Hello Church Family,

I have been praying for you this week from Psalm 90: “O Lord, satisfy us in the morning with your steadfast love, that we may rejoice and be glad all our days.”

This is a unique time in the life of our country. This is political “crunch time,” so to speak, when presidential hopefuls do their best to win states and gain their party’s official nomination. And what has struck me most, as I have watched pundits proffer poorly rehearsed critiques, is just how polarizing the candidates are. It seems that, without exception, each man and woman engenders an intense love-hate relationship among the people he or she hopes to persuade.

Even so, it’s fair to say that no one has ever been more polarizing than Jesus Christ.

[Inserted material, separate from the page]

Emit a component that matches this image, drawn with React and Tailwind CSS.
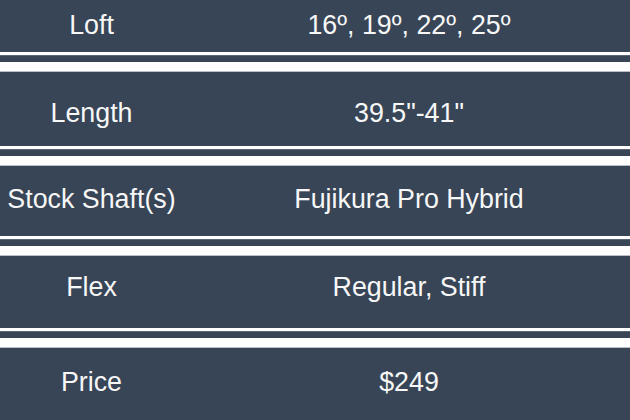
const specs = [
  { label: 'Loft', value: '16º, 19º, 22º, 25º', h: 'h-[52px]', pt: 'pt-[12px]' },
  { label: 'Length', value: '39.5"-41"', h: 'h-[74px]', pt: 'pt-[28px]' },
  { label: 'Stock Shaft(s)', value: 'Fujikura Pro Hybrid', h: 'h-[70px]', pt: 'pt-[20px]' },
  { label: 'Flex', value: 'Regular, Stiff', h: 'h-[72px]', pt: 'pt-[18px]' },
  { label: 'Price', value: '$249', h: 'h-[72px]', pt: 'pt-[21px]' },
];

function Divider() {
  return (
    <div className="flex flex-col">
      <div className="h-[3px] bg-white" />
      <div className="h-[7px] bg-[#374556] border-t border-[#5a6675]" />
      <div className="h-[9px] bg-white" />
      <div className="h-[1px] bg-[#b8bec6]" />
    </div>
  );
}

export default function App() {
  return (
    <div className="w-[630px] h-[420px] overflow-hidden bg-[#374556] font-['Liberation_Sans',Arial,sans-serif] text-[26.8px] leading-none text-[#f7f7f7]">
      {specs.map((row, i) => (
        <div key={row.label}>
          {i > 0 && <Divider />}
          <div className={`grid grid-cols-[183px_1fr] bg-[#374556] ${row.h} ${row.pt}`}>
            <div className="text-center whitespace-nowrap">{row.label}</div>
            <div className="text-center whitespace-nowrap pl-[5px]">{row.value}</div>
          </div>
        </div>
      ))}
    </div>
  );
}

Jesus made just about everyone uncomfortable. And when we read the accounts in the gospels, we can’t help but feel a level of uneasiness ourselves. Like when we read about the time that Jesus chastises his disciples repeatedly for their lack of understanding. Or when he talks about a sin that’s impossible to find forgiveness from. Or the time Jesus turns away potential followers because of their shallow faith and materialism. Or the time when Jesus realizes that everyone needs to see him and he immediately goes somewhere else. Those descriptions are unnerving. And there are others.

Many people tend to think that Jesus was always patient; that he would never laugh (he was too serious for that); that he certainly never get angry; that he was always genteel and soft-spoken, that he would never be offensive, and that, above all, he was always polite.

But this “Gumbylike” Jesus—to borrow a phrase from Mark Galli—is nothing like the Jesus we see in the gospels, and certainly not in the Gospel of Matthew. In Matthew we find a Jesus who is, without question, loving and gracious and compassionate, who cares for children and feeds the poor, but also one who gets angry and is not afraid to show it; a Jesus who turned countless people away; a Jesus who is radical with his demands; and a Jesus, who, by all accounts, hangs with the wrong crowd.

This is the Jesus on display in the first book of the New Testament. And this is the Jesus we will be considering this Sunday, as we begin a new expositional series, through Matthew, called Thy Kingdom Come.

I can’t wait to worship God with you. Plus, the thought of learning more about Jesus excites me. Even though, to be candid, it makes me a bit nervous.